[start]

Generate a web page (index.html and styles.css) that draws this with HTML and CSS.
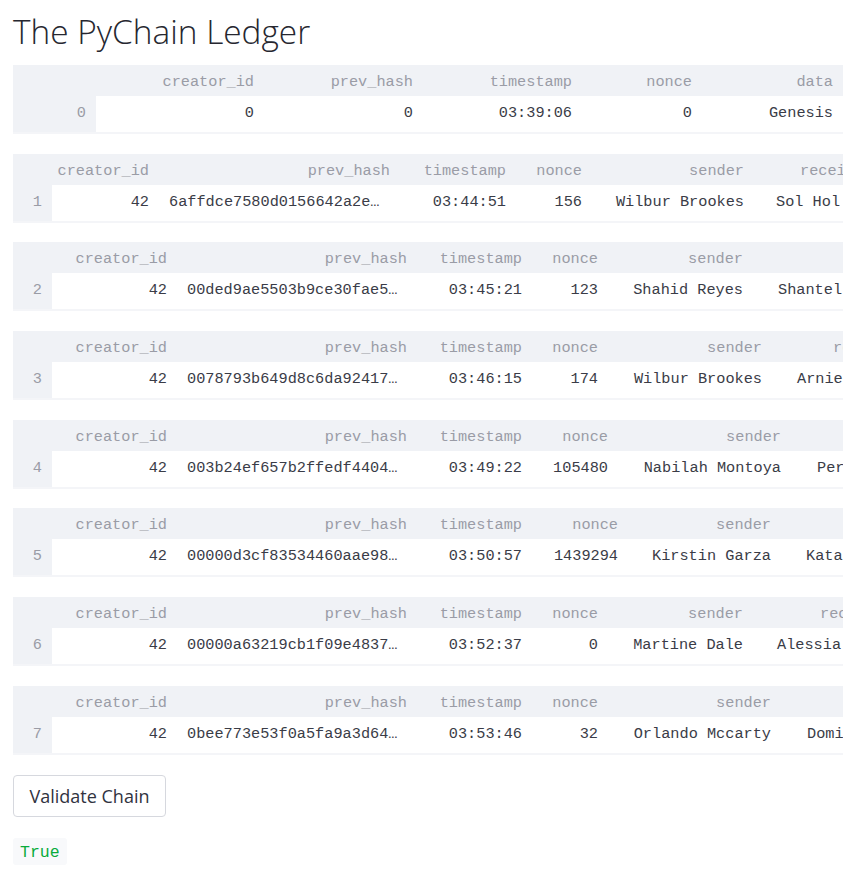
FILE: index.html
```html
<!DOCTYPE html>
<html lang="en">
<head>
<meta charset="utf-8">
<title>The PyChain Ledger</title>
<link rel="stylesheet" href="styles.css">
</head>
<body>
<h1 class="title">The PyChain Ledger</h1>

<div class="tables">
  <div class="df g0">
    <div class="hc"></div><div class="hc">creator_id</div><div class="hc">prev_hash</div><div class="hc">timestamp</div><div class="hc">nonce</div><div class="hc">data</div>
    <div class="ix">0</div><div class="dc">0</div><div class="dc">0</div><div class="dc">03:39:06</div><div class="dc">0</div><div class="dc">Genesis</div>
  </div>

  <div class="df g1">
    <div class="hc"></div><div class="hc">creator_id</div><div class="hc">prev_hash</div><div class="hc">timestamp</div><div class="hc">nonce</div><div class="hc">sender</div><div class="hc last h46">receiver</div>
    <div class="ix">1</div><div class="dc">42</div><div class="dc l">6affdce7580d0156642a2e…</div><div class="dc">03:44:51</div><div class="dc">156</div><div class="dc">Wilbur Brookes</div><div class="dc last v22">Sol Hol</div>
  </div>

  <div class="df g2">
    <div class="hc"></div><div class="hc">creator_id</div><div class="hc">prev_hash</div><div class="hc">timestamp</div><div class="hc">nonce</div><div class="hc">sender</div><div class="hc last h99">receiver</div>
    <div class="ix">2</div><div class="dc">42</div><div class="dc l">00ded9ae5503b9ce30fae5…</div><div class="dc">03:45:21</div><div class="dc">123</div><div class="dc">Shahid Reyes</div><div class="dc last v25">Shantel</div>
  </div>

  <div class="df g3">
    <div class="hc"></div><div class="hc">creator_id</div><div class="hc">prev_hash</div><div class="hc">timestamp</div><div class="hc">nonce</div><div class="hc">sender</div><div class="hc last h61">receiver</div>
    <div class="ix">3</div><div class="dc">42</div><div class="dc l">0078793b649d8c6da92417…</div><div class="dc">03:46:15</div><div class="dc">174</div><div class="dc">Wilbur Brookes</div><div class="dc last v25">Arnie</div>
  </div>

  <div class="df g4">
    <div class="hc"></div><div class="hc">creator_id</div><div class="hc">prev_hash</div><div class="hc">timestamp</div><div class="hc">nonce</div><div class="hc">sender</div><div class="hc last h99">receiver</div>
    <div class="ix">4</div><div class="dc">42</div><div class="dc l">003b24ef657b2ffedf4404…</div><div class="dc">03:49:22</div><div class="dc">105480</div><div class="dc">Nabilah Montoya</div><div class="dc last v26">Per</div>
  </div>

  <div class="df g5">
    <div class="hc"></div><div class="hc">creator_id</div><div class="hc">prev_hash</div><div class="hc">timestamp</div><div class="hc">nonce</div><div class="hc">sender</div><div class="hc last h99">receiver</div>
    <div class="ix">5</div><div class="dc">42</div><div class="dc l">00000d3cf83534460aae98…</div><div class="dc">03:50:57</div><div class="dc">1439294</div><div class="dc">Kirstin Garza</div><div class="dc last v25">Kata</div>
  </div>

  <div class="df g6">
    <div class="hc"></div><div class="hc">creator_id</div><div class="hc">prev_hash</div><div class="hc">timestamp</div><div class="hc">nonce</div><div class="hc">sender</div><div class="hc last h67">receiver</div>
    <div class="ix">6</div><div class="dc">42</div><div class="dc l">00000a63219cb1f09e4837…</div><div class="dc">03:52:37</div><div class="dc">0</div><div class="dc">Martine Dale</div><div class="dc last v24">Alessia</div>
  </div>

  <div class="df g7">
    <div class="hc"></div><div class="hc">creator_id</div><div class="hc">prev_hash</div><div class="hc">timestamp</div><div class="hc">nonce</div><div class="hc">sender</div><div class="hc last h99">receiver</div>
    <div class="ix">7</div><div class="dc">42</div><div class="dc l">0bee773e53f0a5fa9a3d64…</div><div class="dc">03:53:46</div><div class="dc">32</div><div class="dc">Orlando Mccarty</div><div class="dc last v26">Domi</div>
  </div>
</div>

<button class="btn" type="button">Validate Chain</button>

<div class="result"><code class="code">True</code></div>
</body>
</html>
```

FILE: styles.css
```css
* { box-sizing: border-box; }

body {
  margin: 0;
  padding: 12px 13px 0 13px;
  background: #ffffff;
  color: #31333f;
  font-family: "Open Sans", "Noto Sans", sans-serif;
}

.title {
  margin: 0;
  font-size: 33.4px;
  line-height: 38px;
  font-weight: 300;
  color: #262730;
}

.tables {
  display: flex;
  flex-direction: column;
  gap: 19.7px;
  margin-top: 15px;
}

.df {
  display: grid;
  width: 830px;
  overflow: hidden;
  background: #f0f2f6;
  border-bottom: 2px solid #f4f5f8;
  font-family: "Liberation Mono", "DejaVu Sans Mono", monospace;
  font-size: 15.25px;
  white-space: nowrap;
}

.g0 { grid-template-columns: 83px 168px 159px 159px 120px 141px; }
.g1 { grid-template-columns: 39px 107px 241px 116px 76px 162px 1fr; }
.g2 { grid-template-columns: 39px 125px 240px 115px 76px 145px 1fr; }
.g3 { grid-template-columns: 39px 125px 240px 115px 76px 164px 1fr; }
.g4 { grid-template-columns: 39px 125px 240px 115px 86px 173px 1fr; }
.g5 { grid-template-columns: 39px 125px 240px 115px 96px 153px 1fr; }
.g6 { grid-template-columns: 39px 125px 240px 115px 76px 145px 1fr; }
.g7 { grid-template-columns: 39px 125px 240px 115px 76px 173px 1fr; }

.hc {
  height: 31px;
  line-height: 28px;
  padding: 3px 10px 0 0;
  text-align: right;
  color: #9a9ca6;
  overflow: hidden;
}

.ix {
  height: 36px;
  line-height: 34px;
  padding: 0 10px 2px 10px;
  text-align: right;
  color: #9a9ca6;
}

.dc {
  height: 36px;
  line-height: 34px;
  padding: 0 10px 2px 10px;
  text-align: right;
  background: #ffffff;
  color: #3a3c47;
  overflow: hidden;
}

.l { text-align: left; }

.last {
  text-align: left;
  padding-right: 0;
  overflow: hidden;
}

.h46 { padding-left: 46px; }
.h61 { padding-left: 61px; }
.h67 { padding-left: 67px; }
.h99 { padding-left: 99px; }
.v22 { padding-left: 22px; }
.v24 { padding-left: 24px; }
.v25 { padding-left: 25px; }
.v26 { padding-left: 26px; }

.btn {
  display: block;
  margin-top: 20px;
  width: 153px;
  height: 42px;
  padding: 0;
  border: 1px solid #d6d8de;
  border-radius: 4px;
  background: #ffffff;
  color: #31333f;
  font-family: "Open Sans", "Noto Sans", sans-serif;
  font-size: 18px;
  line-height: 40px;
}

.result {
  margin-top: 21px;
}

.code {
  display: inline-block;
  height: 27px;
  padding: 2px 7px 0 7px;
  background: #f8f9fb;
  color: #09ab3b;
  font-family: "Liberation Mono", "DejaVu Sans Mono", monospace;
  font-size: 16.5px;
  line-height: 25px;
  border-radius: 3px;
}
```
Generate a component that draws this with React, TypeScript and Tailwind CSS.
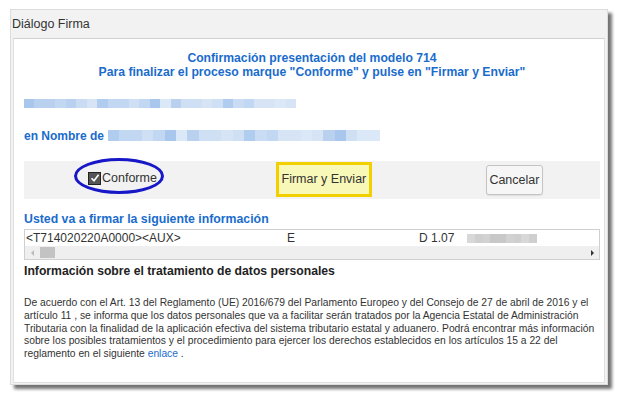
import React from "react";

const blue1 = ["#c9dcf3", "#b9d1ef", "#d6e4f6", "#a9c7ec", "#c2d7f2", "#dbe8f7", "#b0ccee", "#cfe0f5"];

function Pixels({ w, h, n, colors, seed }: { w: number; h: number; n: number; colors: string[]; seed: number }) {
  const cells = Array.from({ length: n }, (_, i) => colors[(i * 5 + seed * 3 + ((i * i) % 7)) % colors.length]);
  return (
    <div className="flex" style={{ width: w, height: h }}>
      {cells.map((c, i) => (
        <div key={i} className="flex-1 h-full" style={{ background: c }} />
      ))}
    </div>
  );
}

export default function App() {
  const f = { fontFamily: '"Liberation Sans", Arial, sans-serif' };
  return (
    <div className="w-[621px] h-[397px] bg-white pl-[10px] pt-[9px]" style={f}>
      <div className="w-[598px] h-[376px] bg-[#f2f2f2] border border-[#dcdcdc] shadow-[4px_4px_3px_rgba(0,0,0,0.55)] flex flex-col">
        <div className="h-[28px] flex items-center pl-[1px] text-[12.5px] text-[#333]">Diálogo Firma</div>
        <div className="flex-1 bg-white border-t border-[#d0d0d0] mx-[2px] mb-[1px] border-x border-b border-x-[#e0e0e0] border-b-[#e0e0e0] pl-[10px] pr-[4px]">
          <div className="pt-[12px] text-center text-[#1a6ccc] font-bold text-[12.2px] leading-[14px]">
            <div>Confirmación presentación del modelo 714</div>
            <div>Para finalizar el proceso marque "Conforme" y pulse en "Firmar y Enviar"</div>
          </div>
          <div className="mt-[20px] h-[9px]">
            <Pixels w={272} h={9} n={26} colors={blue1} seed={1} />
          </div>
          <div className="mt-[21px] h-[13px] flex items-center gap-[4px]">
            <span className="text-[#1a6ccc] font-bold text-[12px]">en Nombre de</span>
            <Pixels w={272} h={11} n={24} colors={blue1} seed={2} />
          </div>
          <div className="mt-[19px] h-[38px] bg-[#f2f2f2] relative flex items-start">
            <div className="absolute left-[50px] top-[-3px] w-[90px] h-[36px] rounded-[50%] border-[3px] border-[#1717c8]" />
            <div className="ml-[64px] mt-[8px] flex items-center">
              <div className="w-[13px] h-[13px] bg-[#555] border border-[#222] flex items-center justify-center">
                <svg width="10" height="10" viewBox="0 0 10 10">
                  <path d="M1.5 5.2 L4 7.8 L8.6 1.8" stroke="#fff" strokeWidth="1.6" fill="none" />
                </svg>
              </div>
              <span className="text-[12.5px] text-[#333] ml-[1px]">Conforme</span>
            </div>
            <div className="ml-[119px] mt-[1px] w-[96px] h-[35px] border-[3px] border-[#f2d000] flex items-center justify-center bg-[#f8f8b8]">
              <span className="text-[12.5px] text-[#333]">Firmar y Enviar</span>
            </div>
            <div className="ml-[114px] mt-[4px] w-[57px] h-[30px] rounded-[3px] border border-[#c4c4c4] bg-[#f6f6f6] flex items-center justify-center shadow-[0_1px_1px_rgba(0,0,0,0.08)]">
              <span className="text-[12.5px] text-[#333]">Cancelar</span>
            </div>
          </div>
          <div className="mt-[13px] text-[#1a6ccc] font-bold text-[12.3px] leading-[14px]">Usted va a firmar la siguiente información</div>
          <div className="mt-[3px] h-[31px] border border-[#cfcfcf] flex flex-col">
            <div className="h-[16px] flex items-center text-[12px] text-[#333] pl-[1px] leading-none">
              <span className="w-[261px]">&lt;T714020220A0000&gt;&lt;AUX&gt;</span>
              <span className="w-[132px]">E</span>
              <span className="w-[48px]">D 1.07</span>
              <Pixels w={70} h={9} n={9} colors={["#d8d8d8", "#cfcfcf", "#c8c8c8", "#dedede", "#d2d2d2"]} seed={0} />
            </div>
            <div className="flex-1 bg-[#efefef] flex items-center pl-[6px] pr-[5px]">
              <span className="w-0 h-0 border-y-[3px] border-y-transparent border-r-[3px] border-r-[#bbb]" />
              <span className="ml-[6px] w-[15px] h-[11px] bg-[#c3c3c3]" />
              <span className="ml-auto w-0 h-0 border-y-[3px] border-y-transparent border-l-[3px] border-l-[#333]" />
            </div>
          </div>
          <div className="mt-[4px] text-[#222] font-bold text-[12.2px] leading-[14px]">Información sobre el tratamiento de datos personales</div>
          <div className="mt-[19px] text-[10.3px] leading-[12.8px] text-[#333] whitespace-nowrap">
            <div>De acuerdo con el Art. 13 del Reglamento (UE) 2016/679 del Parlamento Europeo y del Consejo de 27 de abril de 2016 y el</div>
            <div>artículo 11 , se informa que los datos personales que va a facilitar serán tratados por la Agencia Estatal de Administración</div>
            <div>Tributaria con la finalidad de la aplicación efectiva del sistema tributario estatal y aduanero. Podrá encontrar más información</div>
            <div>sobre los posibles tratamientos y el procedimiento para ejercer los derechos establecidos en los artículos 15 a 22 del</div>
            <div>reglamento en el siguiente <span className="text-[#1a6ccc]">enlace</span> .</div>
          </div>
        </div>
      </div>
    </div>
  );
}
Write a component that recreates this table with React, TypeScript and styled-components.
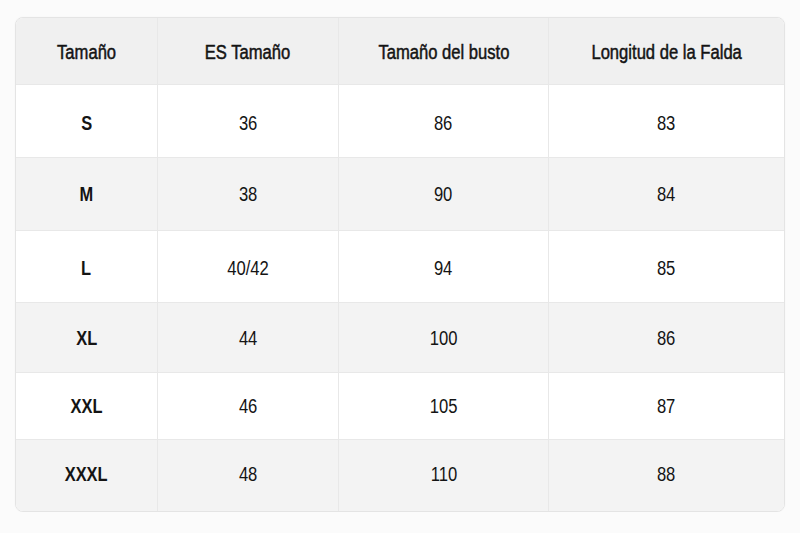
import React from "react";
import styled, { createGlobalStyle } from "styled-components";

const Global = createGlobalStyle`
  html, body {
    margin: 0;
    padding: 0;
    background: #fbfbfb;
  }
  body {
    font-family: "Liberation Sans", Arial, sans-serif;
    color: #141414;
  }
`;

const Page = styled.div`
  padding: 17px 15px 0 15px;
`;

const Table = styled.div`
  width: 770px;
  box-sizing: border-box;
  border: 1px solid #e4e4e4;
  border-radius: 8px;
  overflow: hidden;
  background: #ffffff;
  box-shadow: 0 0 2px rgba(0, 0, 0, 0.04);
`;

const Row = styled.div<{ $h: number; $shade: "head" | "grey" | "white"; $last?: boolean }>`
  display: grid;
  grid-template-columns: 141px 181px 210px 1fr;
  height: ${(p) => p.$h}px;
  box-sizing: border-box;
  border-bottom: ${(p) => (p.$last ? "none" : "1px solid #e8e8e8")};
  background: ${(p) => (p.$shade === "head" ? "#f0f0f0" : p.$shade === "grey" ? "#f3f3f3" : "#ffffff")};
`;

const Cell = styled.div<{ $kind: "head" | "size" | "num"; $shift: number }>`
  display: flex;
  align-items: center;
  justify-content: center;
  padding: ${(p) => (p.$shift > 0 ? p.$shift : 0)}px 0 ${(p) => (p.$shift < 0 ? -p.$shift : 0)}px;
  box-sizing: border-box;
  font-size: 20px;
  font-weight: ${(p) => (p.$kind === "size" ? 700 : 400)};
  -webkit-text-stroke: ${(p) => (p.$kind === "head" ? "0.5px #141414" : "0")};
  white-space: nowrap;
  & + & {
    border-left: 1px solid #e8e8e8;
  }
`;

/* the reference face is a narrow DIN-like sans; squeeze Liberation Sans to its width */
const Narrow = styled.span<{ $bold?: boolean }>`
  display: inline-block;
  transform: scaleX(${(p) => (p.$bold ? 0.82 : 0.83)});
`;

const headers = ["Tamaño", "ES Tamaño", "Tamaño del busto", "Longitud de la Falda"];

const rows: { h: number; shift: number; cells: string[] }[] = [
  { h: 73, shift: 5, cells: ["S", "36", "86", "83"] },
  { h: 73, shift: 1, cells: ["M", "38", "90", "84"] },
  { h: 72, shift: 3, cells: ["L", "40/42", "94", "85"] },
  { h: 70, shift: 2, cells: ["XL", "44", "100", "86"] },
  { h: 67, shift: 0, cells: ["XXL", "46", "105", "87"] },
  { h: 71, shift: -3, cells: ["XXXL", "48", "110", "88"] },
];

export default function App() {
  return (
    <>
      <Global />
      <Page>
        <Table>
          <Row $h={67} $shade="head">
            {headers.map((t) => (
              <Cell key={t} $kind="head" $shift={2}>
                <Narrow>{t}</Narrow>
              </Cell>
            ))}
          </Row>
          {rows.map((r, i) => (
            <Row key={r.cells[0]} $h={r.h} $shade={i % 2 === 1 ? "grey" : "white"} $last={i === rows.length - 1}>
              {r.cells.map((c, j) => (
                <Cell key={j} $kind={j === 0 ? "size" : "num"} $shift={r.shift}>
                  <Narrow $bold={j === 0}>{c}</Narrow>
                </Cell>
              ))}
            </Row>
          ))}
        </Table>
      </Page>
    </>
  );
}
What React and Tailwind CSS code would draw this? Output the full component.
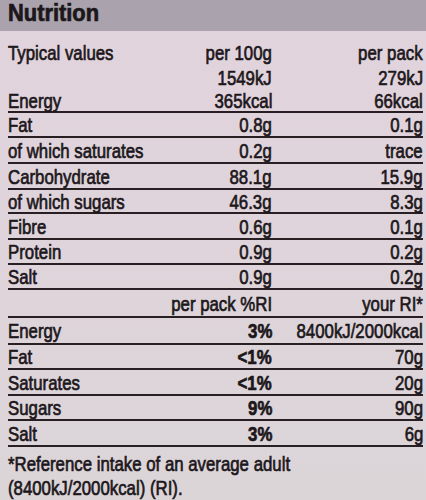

[end]

* [Given instruction] Tally the lines in the entries above that hold the word "index". Reply with nothing but that count.

* [Exercise output] 2